BEGIN SOURCE MATERIAL
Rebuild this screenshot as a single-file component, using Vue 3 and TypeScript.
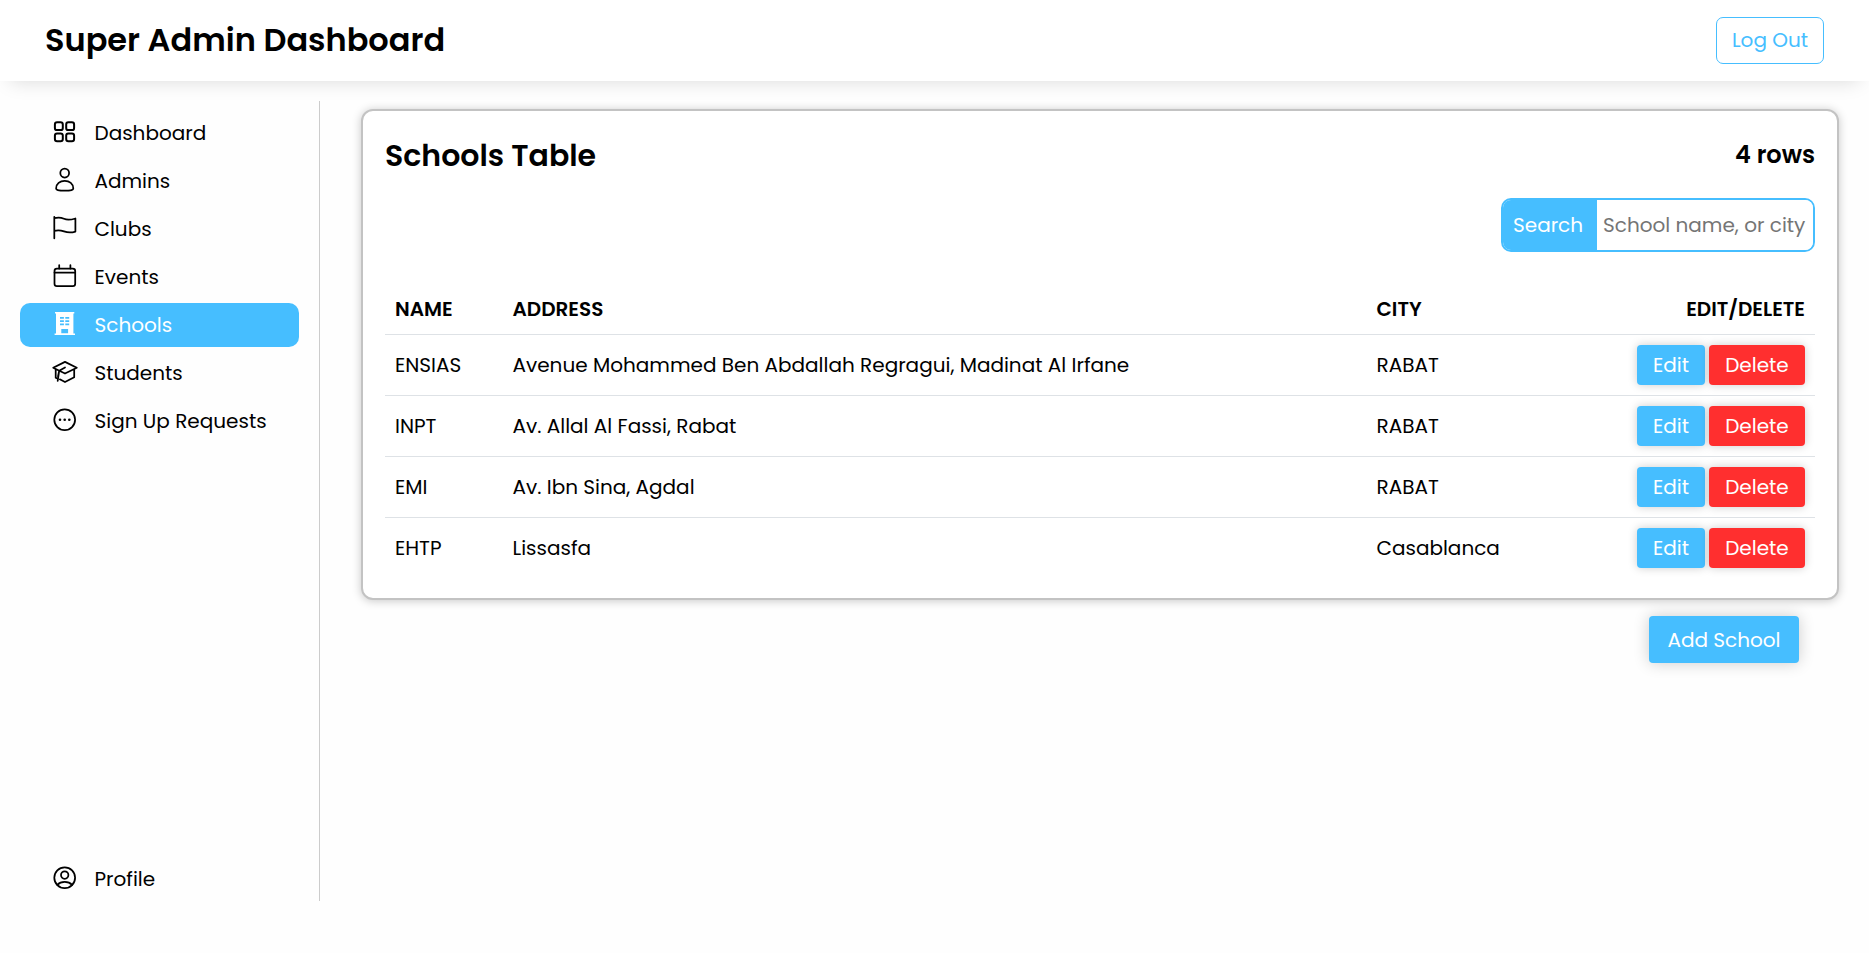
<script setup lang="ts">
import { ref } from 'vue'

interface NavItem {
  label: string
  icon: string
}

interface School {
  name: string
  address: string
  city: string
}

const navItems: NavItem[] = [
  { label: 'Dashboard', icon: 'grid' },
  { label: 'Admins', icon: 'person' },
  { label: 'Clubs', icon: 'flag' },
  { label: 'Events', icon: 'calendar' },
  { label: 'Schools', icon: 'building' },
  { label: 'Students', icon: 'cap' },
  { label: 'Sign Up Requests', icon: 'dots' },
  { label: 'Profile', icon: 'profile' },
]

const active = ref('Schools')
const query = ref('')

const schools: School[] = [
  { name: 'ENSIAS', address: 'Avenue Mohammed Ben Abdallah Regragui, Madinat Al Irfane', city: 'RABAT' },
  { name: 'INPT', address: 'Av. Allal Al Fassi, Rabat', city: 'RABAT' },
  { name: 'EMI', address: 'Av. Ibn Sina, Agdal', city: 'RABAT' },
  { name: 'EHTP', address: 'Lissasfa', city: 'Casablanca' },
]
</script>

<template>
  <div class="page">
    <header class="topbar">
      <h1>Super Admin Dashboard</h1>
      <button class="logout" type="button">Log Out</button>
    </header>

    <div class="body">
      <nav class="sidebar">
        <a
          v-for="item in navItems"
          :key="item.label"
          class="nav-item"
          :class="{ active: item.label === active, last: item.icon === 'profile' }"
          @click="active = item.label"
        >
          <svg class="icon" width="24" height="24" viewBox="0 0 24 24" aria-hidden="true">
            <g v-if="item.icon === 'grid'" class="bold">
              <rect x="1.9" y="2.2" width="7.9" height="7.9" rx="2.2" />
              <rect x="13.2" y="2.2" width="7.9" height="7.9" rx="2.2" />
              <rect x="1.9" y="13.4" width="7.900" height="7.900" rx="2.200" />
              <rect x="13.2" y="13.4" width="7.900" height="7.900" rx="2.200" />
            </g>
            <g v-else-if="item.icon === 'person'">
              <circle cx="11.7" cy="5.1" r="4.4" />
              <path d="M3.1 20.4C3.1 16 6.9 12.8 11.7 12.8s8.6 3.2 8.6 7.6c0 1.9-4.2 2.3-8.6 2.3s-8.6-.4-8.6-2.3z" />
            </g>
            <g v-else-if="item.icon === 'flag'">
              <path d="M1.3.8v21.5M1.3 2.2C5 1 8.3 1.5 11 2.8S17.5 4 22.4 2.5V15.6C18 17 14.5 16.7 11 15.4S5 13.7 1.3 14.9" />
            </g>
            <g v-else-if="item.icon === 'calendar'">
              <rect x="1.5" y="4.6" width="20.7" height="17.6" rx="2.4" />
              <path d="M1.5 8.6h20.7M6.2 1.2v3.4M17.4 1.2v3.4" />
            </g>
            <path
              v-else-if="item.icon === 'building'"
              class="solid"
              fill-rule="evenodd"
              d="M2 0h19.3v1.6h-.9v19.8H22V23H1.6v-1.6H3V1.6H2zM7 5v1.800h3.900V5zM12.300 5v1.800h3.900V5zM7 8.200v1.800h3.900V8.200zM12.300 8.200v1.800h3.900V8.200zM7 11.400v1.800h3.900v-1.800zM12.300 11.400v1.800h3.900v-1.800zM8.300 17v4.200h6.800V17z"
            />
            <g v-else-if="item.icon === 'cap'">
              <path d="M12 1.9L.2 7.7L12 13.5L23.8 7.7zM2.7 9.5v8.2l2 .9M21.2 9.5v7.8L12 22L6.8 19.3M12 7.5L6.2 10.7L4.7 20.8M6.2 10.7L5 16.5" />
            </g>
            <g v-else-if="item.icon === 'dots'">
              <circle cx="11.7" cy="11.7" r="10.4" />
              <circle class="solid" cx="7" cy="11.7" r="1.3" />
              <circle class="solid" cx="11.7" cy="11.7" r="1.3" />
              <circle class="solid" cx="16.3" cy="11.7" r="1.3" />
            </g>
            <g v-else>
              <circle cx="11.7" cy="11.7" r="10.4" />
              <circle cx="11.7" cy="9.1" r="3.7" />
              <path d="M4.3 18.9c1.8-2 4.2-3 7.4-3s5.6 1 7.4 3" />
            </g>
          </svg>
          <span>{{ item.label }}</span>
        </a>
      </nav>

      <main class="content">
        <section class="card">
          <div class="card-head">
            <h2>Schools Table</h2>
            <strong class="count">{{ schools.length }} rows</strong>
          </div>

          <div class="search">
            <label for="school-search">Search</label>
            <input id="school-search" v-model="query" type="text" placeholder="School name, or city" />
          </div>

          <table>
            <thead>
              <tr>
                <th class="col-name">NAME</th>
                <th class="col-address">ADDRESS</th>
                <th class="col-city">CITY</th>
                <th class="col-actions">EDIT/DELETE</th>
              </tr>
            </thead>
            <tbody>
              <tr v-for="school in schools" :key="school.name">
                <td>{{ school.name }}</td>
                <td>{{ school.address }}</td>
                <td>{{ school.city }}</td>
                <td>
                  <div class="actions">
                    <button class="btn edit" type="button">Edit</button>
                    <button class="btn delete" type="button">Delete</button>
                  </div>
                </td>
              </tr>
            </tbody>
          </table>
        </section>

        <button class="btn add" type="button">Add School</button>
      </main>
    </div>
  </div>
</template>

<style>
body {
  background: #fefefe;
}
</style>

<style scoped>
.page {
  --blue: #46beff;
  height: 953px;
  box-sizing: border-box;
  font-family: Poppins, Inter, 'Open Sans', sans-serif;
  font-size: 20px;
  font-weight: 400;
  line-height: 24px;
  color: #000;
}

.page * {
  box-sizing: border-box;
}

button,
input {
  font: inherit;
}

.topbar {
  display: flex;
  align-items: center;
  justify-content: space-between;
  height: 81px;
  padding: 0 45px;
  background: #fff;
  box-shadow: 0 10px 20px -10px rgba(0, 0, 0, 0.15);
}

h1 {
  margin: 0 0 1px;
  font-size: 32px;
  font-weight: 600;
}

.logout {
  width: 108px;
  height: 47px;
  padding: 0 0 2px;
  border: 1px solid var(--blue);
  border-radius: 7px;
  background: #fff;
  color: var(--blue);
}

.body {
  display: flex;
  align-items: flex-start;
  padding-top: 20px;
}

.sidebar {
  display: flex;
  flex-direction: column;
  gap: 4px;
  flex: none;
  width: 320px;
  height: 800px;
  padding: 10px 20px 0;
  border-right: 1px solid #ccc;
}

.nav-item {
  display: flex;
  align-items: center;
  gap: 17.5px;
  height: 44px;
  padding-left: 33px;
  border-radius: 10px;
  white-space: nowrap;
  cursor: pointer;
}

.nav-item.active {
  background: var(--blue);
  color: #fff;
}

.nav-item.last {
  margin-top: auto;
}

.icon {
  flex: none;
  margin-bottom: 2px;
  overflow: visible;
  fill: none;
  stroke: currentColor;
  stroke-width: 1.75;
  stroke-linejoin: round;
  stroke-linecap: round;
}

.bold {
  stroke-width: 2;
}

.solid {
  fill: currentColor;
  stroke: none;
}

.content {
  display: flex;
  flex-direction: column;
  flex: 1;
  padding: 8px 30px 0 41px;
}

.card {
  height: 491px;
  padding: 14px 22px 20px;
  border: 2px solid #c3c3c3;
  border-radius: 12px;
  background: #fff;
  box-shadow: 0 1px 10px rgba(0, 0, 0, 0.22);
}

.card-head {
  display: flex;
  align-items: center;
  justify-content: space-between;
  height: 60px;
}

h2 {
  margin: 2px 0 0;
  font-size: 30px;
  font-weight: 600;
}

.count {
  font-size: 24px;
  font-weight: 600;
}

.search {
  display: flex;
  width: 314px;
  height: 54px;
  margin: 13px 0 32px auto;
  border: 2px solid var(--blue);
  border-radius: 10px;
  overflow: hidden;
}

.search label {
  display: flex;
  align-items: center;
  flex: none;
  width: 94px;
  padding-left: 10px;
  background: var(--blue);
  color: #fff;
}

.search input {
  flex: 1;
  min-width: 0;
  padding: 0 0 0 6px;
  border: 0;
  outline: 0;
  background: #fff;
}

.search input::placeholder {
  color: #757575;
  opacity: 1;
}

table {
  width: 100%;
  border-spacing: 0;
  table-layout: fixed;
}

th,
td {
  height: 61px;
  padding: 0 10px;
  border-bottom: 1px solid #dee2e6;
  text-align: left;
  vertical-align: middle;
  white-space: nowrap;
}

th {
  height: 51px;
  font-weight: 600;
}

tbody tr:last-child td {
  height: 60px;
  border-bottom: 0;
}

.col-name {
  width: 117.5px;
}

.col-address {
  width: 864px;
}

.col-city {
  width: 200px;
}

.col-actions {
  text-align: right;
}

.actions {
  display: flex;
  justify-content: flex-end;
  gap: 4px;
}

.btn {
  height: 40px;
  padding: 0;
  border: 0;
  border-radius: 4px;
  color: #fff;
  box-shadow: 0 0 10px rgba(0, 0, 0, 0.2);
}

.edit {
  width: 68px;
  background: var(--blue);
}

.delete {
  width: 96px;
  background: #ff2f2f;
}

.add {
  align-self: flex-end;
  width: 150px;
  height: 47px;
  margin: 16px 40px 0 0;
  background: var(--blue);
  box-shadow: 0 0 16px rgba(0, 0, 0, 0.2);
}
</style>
END SOURCE MATERIAL
Begin at the first line of the data above and repeat each line exactly, stopping after the line containing "const query = ref('')". Omit the pictures.

Rebuild this screenshot as a single-file component, using Vue 3 and TypeScript.
<script setup lang="ts">
import { ref } from 'vue'

interface NavItem {
  label: string
  icon: string
}

interface School {
  name: string
  address: string
  city: string
}

const navItems: NavItem[] = [
  { label: 'Dashboard', icon: 'grid' },
  { label: 'Admins', icon: 'person' },
  { label: 'Clubs', icon: 'flag' },
  { label: 'Events', icon: 'calendar' },
  { label: 'Schools', icon: 'building' },
  { label: 'Students', icon: 'cap' },
  { label: 'Sign Up Requests', icon: 'dots' },
  { label: 'Profile', icon: 'profile' },
]

const active = ref('Schools')
const query = ref('')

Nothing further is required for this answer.